===== Available data =====

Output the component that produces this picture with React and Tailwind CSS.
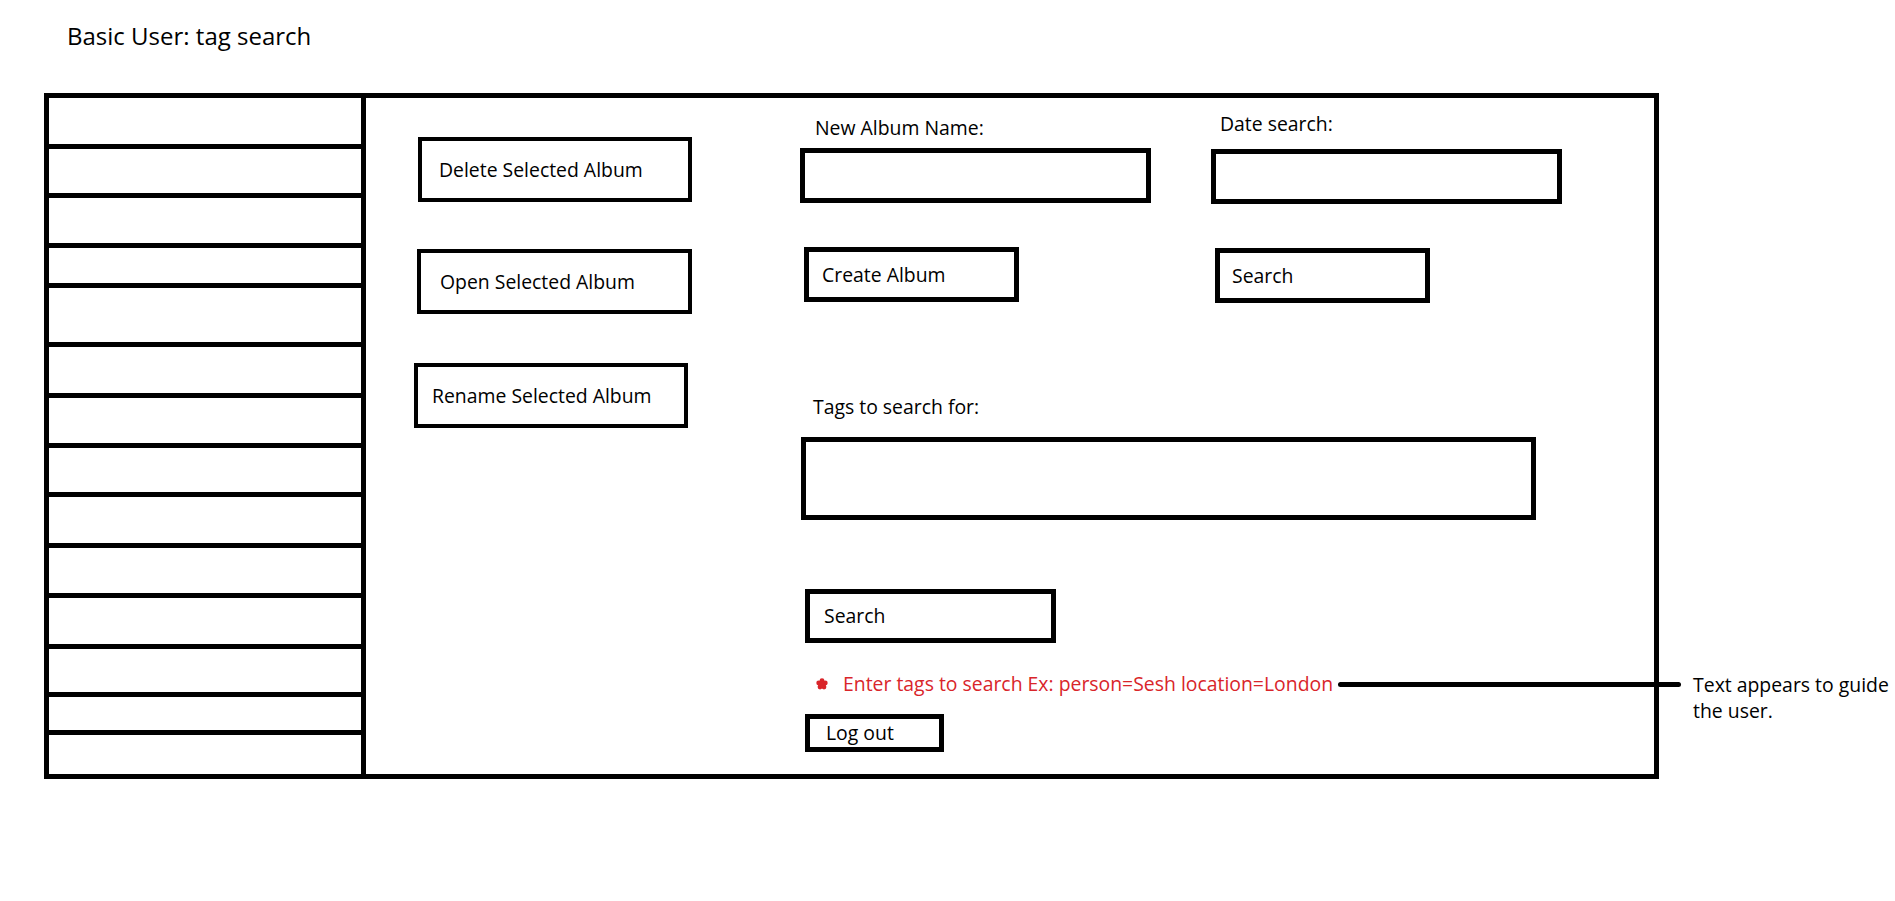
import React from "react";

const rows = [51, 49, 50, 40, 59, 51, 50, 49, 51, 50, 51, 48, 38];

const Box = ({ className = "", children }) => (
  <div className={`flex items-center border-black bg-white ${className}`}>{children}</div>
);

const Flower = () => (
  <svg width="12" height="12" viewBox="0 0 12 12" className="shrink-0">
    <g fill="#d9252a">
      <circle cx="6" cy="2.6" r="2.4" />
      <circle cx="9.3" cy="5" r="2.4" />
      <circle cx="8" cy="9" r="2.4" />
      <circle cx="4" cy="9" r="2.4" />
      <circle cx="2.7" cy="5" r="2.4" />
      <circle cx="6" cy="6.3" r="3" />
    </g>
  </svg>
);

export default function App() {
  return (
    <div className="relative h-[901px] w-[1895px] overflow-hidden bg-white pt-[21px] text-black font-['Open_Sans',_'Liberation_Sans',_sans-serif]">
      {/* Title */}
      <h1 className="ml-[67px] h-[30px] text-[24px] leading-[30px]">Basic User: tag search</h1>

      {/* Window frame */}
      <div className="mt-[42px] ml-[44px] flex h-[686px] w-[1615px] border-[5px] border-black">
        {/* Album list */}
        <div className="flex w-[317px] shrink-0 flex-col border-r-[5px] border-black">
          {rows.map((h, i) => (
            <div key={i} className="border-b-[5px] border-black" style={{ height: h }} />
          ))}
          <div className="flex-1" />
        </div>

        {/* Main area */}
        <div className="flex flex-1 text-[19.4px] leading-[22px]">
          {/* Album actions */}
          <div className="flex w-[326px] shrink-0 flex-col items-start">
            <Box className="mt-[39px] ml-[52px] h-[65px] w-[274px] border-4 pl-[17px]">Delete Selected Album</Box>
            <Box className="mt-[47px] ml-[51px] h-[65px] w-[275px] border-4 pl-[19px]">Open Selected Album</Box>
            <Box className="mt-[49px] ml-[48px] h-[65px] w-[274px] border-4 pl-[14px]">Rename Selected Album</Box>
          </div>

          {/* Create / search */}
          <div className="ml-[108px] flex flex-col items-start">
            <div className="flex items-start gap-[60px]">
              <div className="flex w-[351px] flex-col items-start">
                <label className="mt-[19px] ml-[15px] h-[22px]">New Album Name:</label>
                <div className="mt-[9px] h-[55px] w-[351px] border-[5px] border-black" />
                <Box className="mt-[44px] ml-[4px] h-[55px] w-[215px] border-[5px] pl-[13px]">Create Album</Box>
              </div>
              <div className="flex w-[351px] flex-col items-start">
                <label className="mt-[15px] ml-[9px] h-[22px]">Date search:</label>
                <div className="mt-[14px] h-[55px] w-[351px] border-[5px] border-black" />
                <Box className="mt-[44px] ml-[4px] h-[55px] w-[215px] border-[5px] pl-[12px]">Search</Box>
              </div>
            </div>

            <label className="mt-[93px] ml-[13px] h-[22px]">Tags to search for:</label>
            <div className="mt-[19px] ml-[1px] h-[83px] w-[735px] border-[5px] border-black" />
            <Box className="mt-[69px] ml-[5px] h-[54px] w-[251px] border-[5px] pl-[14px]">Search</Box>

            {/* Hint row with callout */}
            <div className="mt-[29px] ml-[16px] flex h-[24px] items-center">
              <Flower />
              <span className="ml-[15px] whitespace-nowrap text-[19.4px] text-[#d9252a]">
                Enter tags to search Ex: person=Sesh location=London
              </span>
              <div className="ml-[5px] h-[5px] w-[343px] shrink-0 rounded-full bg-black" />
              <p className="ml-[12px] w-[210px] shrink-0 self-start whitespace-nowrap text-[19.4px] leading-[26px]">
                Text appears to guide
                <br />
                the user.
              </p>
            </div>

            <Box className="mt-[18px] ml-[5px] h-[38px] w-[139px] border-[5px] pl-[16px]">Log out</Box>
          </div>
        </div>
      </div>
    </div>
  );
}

=====
===== Available data =====

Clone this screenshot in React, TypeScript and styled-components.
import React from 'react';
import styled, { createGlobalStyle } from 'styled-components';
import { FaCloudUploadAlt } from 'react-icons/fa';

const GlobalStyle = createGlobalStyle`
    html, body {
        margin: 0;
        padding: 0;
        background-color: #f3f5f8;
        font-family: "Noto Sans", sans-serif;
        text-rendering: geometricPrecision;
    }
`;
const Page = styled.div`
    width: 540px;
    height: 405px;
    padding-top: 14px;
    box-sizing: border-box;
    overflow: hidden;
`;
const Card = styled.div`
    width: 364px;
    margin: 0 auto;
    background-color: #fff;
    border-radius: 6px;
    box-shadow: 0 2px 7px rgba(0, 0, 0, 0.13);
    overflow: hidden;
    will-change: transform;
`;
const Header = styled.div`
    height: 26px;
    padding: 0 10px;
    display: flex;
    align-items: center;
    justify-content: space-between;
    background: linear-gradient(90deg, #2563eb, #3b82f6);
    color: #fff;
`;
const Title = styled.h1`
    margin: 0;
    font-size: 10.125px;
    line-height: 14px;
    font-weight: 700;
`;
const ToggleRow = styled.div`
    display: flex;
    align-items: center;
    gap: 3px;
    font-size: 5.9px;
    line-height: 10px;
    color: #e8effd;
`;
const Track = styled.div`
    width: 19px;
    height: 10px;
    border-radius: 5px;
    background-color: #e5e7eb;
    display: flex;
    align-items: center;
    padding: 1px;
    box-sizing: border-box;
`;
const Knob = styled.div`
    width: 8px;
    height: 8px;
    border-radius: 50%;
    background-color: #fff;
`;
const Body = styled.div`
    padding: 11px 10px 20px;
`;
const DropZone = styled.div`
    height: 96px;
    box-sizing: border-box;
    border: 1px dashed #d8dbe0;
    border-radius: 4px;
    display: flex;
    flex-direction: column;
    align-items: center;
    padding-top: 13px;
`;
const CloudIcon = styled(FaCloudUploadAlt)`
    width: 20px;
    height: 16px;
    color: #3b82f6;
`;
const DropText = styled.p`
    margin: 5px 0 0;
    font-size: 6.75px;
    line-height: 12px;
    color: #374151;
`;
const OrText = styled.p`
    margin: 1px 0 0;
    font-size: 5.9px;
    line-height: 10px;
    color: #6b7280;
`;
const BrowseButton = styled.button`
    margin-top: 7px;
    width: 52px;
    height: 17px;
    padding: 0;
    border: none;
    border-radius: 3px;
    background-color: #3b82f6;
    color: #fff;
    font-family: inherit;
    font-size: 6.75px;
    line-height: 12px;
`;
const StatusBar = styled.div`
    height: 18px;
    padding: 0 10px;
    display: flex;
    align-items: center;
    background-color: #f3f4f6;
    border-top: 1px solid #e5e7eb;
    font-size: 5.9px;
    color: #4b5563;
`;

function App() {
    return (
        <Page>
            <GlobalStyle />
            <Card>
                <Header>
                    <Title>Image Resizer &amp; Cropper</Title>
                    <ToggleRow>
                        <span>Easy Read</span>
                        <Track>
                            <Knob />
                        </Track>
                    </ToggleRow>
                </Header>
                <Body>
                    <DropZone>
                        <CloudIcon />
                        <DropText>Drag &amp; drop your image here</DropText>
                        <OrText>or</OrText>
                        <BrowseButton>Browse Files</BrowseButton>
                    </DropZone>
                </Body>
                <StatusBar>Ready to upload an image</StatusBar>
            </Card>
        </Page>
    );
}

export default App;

=====

**What is required**
Scan the lines for the string "components". Pick out every line that has it.

**Response**
Clone this screenshot in React, TypeScript and styled-components.
import styled, { createGlobalStyle } from 'styled-components';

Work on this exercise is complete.